I am trying to help both twins learn to roller skate, and that is pretty much impossible, I have to say. Two arms and one aching back aren’t cutting it. Anyway, I am reminding them about mountain pose in yoga, which is centered in the balls of the feet, and I think this is the place where balance happens. So I am glad that they have some yoga vocabulary, at least, but this has inspired me to add “do yoga with kids” to my summer bucket list!


I have encountered advice almost daily about pausing before reacting in exasperating moments with children. There was a point in my life as a parent when my automatic reaction was no longer to be charmed or filled with wonder at the things a child said, but overwhelmed by the sheer volume and quantity of the things coming out of four different little mouths. I could feel myself making the choice to be annoyed, all the time. I slowly shifted toward viewing everyone as getting in the way of my goals, which usually involved getting through four loads of laundry or a bunch of dishes in the sink, or a whole host of other, legitimate tasks. While I could still appreciate them as cute, clever, amusing, and all of that, I wasn’t enjoying them anymore. Luckily, my slow-to-learn mind eventually caught on that this was a losing proposition, as (a) they were never going to stop doing what they do such that I would no longer be bombarded with “input,” (b) I was never going to stop having a long to-do list, and (c) my consistently negative reactions were making everyone miserable.
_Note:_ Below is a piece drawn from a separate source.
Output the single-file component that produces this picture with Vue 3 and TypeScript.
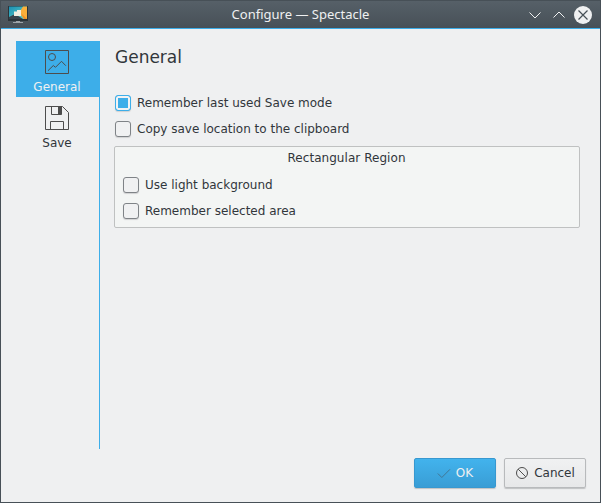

Luckily, this has been a relatively short-lived part of our lives together, but I do so regret now how I got lost in that wrong mindset. Since I had my little epiphany, I have made a very simple and deliberate decision in (at least 80 percent of) all instances to react with kindness, to listen, to “be with,” and to laugh with my sweet babies. They have noticed the difference. Today we made cookies together, and baking with all four is very easily seen as a project to avoid at all costs, but with the new mindset, it’s just a thing we’re doing together. The goals and expectations are left behind and only the simple pleasure of being together remains. I used to know that, and I’m so happy to have found my way back again.

Real and Imagined

Emma has lately come to the horrible and, for her, devastating realization that Narnia is not real. Twin Lily soon joined her in bombarding me with questions: “Are the princesses at Disneyworld real or just people in costumes?” “Are all the Santas we see the real one or just people dressed up as Santa?” “Is Aslan real?” The problem is that I don’t even really know the answer. Narnia is perfectly real in one sense; the characters are real too. As a literature junkie, I’m not sure I even make the distinction anymore. But this was about them and their surprise that a place they love so dearly and which seems so real to them is not somewhere they can ever physically go. In just a few minutes, they seemed to see the whole disappointing truth about storytelling and imagination.
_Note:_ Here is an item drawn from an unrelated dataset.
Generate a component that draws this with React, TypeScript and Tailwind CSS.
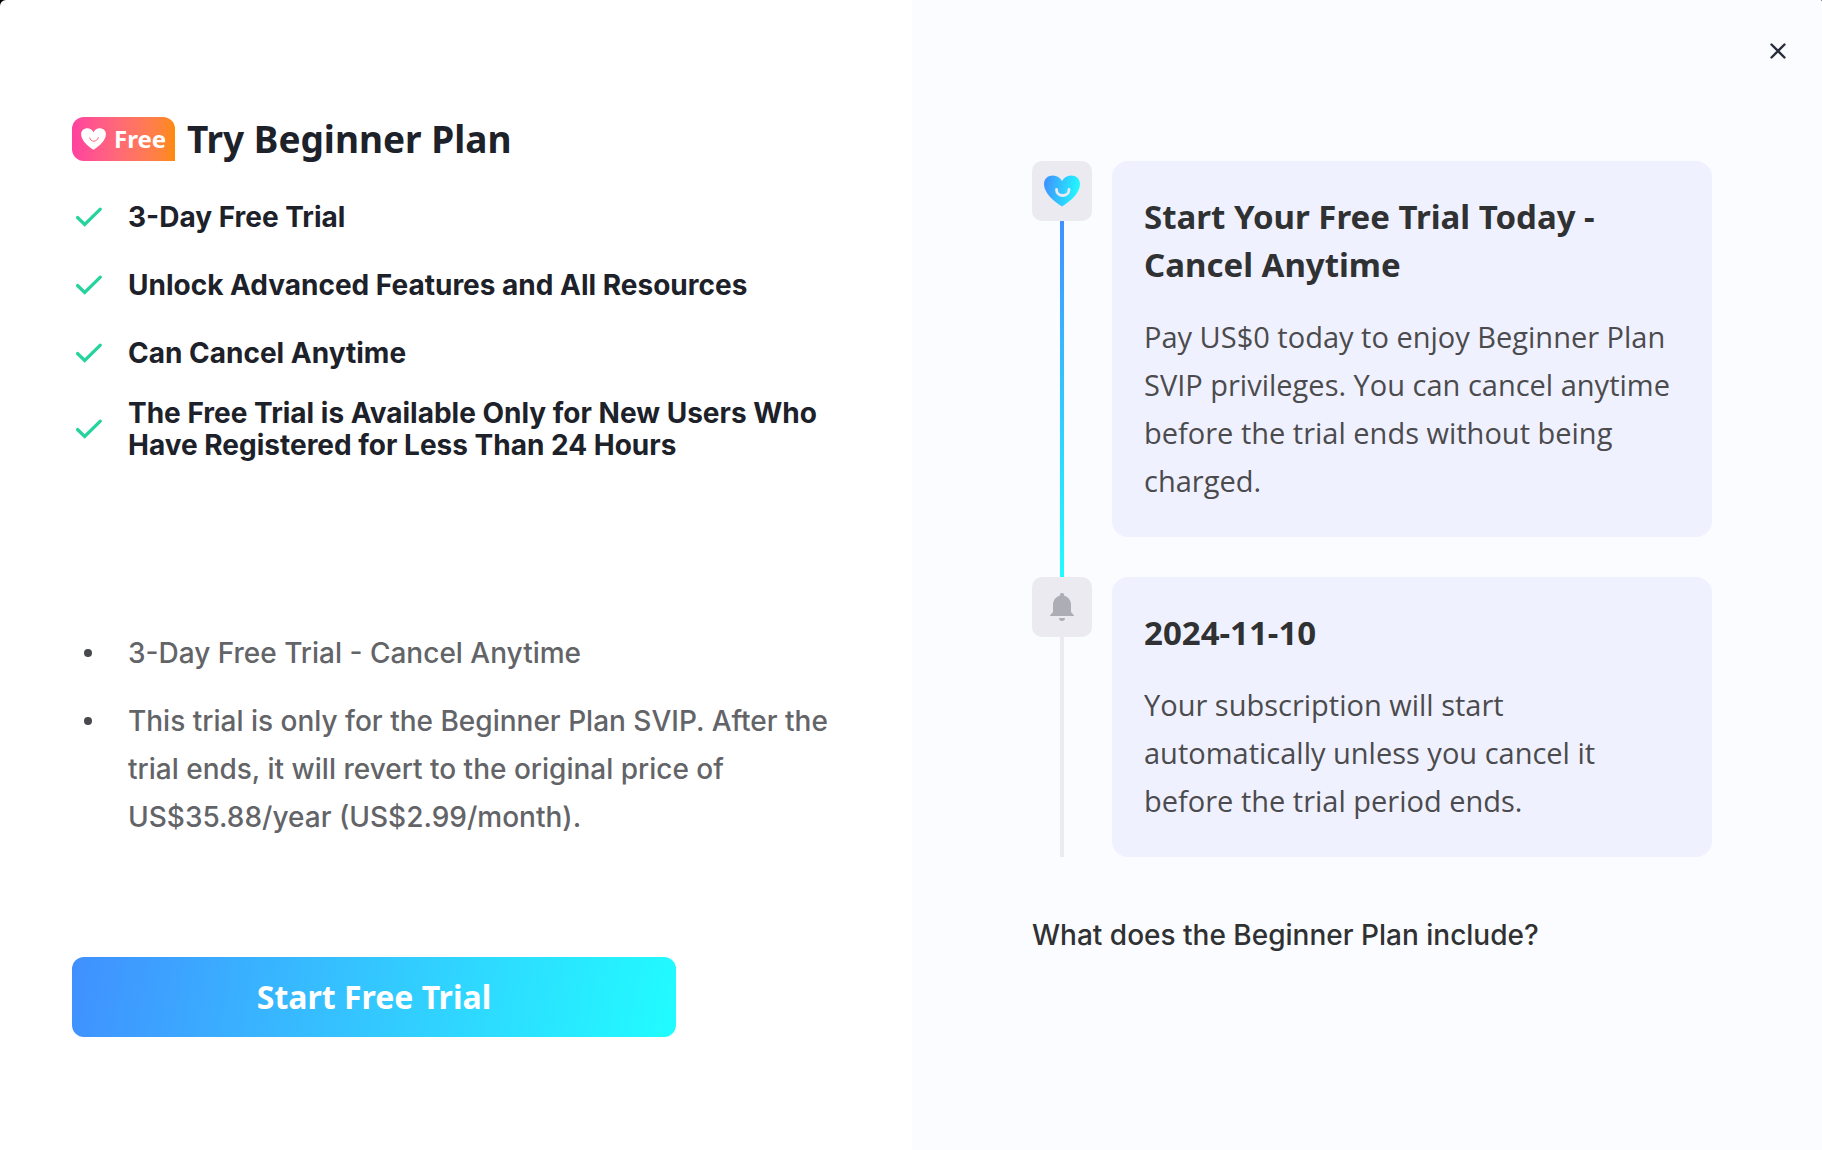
import React from 'react';

const perks = [
  '3-Day Free Trial',
  'Unlock Advanced Features and All Resources',
  'Can Cancel Anytime',
  'The Free Trial is Available Only for New Users Who Have Registered for Less Than 24 Hours',
];

const notes = [
  '3-Day Free Trial - Cancel Anytime',
  'This trial is only for the Beginner Plan SVIP. After the trial ends, it will revert to the original price of US$35.88/year (US$2.99/month).',
];

const HEART_PATH =
  'M18 31.5C9 26 0 17.5 0 9C0 3.8 4 0.5 9 0.5C13 0.5 16 2.8 18 6C20 2.8 23 0.5 27 0.5C32 0.5 36 3.8 36 9C36 17.5 27 26 18 31.5Z';

const CheckIcon: React.FC = () => (
  <svg className="w-8 h-7 shrink-0" viewBox="0 0 32 28" fill="none" aria-hidden="true">
    <path d="M5.5 14.5L12.7 21.5L28.3 6.2" stroke="#25D39C" strokeWidth="3.2" strokeLinecap="round" />
  </svg>
);

const BadgeHeart: React.FC = () => (
  <svg className="w-[25px] h-[22px]" viewBox="0 0 36 32" fill="none" aria-hidden="true">
    <path d={HEART_PATH} fill="#fff" />
    <path d="M12.5 14.5C13.5 21 23.5 21 25 14" stroke="#FF5A78" strokeWidth="1.4" strokeLinecap="round" />
  </svg>
);

const StepHeart: React.FC = () => (
  <svg className="w-9 h-8" viewBox="0 0 36 32" fill="none" aria-hidden="true">
    <defs>
      <linearGradient id="heart" x1="0" y1="8" x2="36" y2="14" gradientUnits="userSpaceOnUse">
        <stop stopColor="#4090FF" />
        <stop offset="1" stopColor="#20FCFF" />
      </linearGradient>
    </defs>
    <path d={HEART_PATH} fill="url(#heart)" />
    <path d="M12.5 14.5C12.5 22.5 25 22.5 25 14.5" stroke="#EBEAF0" strokeWidth="2.8" strokeLinecap="round" />
  </svg>
);

const BellIcon: React.FC = () => (
  <svg className="w-6 h-7" viewBox="0 0 24 28" fill="#ADADB6" aria-hidden="true">
    <path d="M12 0C13.2 0 14.2 0.9 14.2 2.2V2.8C18.4 3.8 21 7.4 21 11.8V19L24 22.4V23H0V22.4L3 19V11.8C3 7.4 5.6 3.8 9.8 2.8V2.2C9.8 0.9 10.8 0 12 0Z" />
    <path d="M9 25H15C15 26.8 13.8 28 12 28C10.2 28 9 26.8 9 25Z" />
  </svg>
);

interface StepProps {
  icon: React.ReactNode;
  title: string;
  text: string;
  active?: boolean;
  last?: boolean;
}

const Step: React.FC<StepProps> = ({ icon, title, text, active, last }) => (
  <li className="flex gap-5">
    <div className="flex flex-col items-center">
      <div className="w-15 h-15 shrink-0 rounded-[10px] bg-[#ebeaf0] flex items-center justify-center">{icon}</div>
      <div className={`w-1 flex-1 ${active ? 'bg-linear-to-b from-[#4090ff] to-[#20fcff]' : 'bg-[#ebeaf0]'}`} />
    </div>
    <div className={`flex-1 ${last ? '' : 'pb-10'}`}>
      <div className="rounded-2xl bg-[#f0f1ff] p-8">
        <h3 className="text-[33px] leading-12 font-bold text-[#303133] font-['Noto_Sans',sans-serif]">{title}</h3>
        <p className="mt-6 text-[29px] leading-12 text-[#4b4b4d] font-['Open_Sans',sans-serif]">{text}</p>
      </div>
    </div>
  </li>
);

export default function App() {
  return (
    <div className="bg-black">
      <main className="min-h-screen flex bg-white rounded-tl-[6px] rounded-tr-[2px] overflow-hidden font-['Inter',sans-serif]">
        <section className="flex-1 px-18 pt-[115px] pb-16">
          <header className="flex items-center gap-3 font-['Noto_Sans',sans-serif]">
            <span className="w-[103px] h-11 flex items-center justify-center gap-2 rounded-xl rounded-br-none bg-linear-to-r from-[#ff40a0] to-[#ff8a00] text-white text-2xl font-bold">
              <BadgeHeart />
              Free
            </span>
            <h1 className="text-[37px] leading-12 font-bold text-[#1d2129]">Try Beginner Plan</h1>
          </header>

          <ul className="mt-[30px] flex flex-col gap-5">
            {perks.map((perk) => (
              <li key={perk} className="min-h-12 flex items-center gap-6">
                <CheckIcon />
                <span className="text-[28px] leading-8 font-bold text-[#1d2129]">{perk}</span>
              </li>
            ))}
          </ul>

          <ul className="mt-[168px] flex flex-col gap-5">
            {notes.map((note) => (
              <li key={note} className="flex gap-9">
                <span className="ml-3 mt-5 w-2 h-2 shrink-0 rounded-full bg-[#48494c]" />
                <span className="text-[28px] leading-12 font-medium text-[#636468]">{note}</span>
              </li>
            ))}
          </ul>

          <button
            type="button"
            className="mt-[116px] w-[604px] h-20 rounded-xl bg-linear-100 from-[#4090ff] to-[#20fcff] text-white text-[32px] font-bold font-['Noto_Sans',sans-serif]"
          >
            Start Free Trial
          </button>
        </section>

        <aside className="w-[910px] bg-[#fbfcff] pl-[120px] pr-[110px]">
          <div className="h-[161px] pt-[35px] -mr-[82px] flex justify-end items-start">
            <button type="button" aria-label="Close" className="w-8 h-8 flex items-center justify-center">
              <svg className="w-4 h-4" viewBox="0 0 16 16" fill="none" aria-hidden="true">
                <path d="M1.5 1.5L14.5 14.5M14.5 1.5L1.5 14.5" stroke="#272E3B" strokeWidth="2.4" strokeLinecap="round" />
              </svg>
            </button>
          </div>
          <ol>
            <Step
              icon={<StepHeart />}
              title="Start Your Free Trial Today - Cancel Anytime"
              text="Pay US$0 today to enjoy Beginner Plan SVIP privileges. You can cancel anytime before the trial ends without being charged."
              active
            />
            <Step
              icon={<BellIcon />}
              title="2024-11-10"
              text="Your subscription will start automatically unless you cancel it before the trial period ends."
              last
            />
          </ol>
          <p className="mt-[54px] text-[28px] leading-12 font-medium text-[#303133]">What does the Beginner Plan include?</p>
        </aside>
      </main>
    </div>
  );
}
In what seems like unrelated news, they are both obsessed with death, and keep asking if various people are still alive. These questions often take me to the limit of my comfort zone, especially when they start asking about their own deaths. As it happens, I am living in my own imaginary world where none of my children will die, and I don’t want to leave that world anymore than they want to leave Narnia.

I have been trying to interest them in the life of C.S. Lewis and his mental world, so that they can see where Narnia really is, in a sense. They are not interested. He is an ordinary man to them (since they can’t yet appreciate his brilliance), and an ordinary child. He does not himself enter a magical world where he becomes royalty, and so their fascination with him ends. I am hoping that once they are finished accepting that all of these wonderful places and people are real only in a sense, they will re-encounter them just as innocently as I do now. C.S. Lewis covered this point perfectly in his dedication to The Lion, The Witch, and The Wardrobe:

My Dear Lucy, I wrote this story for you, but when I began it I had not realized that girls grow quicker than books. As a result you are already too old for fairy tales, and by the time it is printed and bound you will be older still. But some day you will be old enough to start reading fairy tales again. You can then take it down from some upper shelf, dust it, and tell me what you think of it. I shall probably be too deaf to hear, and too old to understand a word you say but I shall still be your affectionate Godfather.

Willful Ignorance

In our continuing “We forget everything we learned about animals” series, Lily just asked me, “Mom, how do you make milk?”

“You don’t make milk, dear. It comes from a cow.”

“Ohhhh. Mom, when cows go #1, do they go milk?”

These are the children who squeezed cow teets about two months ago.

The Mighty Hula Hoop

There are few toys as versatile as the hula hoop, yet you don’t hear much about it these days. Since my kids started playing with the ones I just bought on a whim, I have seen them come up with at least 10 things to do with them. Even Tim, who has no ability to do the standard hula dance, has had hours of fun with his bright pink one. It’s always a thrill when the simple toys prove to be the most valuable, isn’t it?

What *Is* Chicken?

I’m making a whole roast chicken tonight, and the twins just watched me rinse it out and get it ready. Apparently, they forget times they have seen me do this before, so first we had to go through “Ewwwwww! What IS that?????” several times. That’s standard. I showed them what the chicken would look like standing up, and told them to imagine him with a head and feathers. We got that established, and then Lily said, “So, is that a pig??”

I paused, and asked, “Are you asking me if a chicken is a pig?”

“Yes,” she answered.

“Um, no. A chicken is not a pig.”

I worked along some more, and Lily asked again, “What IS that?” I didn’t answer, as I have an internal rule that I will answer the same question a maximum of three times. So she moved on to, “Is that a WILD chicken? Is it ALIVE?”

And so on. I am just fascinated by the five-year-old mind and its strange workings.


This is my blog, right? So I can go ahead and talk about how my oldest, Jane, took the placement test for the Hopkins program for gifted youth and did indeed qualify. There are lots of opportunities open to her, even here at the second grade level: online classes, family-oriented classes, and some intensive summer classes. The problem is that Jane is not interested in undertaking any of this. I am hoping it’s OK to just go with that for now. My concern has always been that Jane’s talent will wither on the vine if it’s not cultivated, but maybe it’s still early days, and she still needs her hours of free time to run, roller skate, imagine, draw, write, and read at will. Jane’s always been the child for whom I discreetly leave out the tantalizing book for her to “discover,” rather than the one I offer things to. It’s in her nature to want to find things out for herself, and I guess these classes don’t sound like they’re going to give her that chance. Since I am the one who advocates for free-range, open play and no homework till middle school, I guess this will test the limits of my commitment to that principle when it comes to the brain of my own child. I will have to trust in the process that sounds right to me. Maybe Jane is the best judge of what she needs right now, too. So I guess we’ll file this news in the “good-to-know” drawer.